Basically, industry boot camps create an adverse selection problem over time (Wayfair only gets the boot camp grads who couldn't directly get a full time permanent offer anywhere) as well as a signaling problem (those who join the program run the risk of making their resume look worse than if they hadn't attended, if they fail to get or accept an offer from Wayfair at the end).

Internships

Internships seem to be moderately effective, and are correlated with successful outcomes (and often 1 order of magnitude fewer applications to land a job, based on the data I collected), but these are generally only available to college students, and the peculiarities of US higher ed makes this difficult to adapt outside of university programs -- the biggest benefit is that internships end due to the student's unambiguous obligation to return to school, and this provides plausible deniability that it wasn't due to unsatisfactory performance leading to inability to convert to a full time position. Again, this avoids a signaling problem when the candidate applies to full time jobs.

The side door

My current best idea so far for how to fix some of this is to formalize career ladders into software engineering from tangential disciplines like "Solutions Engineer" and "Technical Support Escalation Representative." It's not a pure win because it'd be a hassle for those departments to keep having to replace folks, but these roles are natural onramps because they often involve scripting or coding of some kind, interact regularly with the real engineering team, and crucially, provide a huge amount of context, relationships, and product knowledge that shortens the onboarding period when they transition to engineering. More companies should try this!
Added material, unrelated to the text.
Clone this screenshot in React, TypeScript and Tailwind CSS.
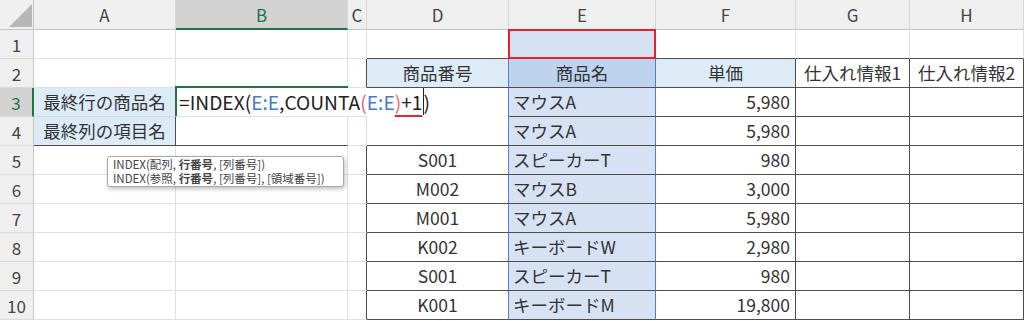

I hope more candidates consider this route. I hope more companies build these sorts of opportunities into their organizations. I dunno. Otherwise we are squandering an opportunity to grow our field.


[1] Many people have pointed out to me that this is partly because junior developers suck up a lot of bandwidth from senior engineers/managers for coaching and mentorship - to emphasize: I heard a lot of "hiring junior engineers makes teams slower, not faster." And thus it additionally makes sense why larger companies are more amenable to junior engineers than startups: startups want to move fast.
[2] There's a lot of evidence that this is true: most other countries think top US tech salaries are shockingly, outrageously high, but that's because they don't have as many hugely profitable tech companies competing for talent (yet), although the arbitrage is closing in recent years.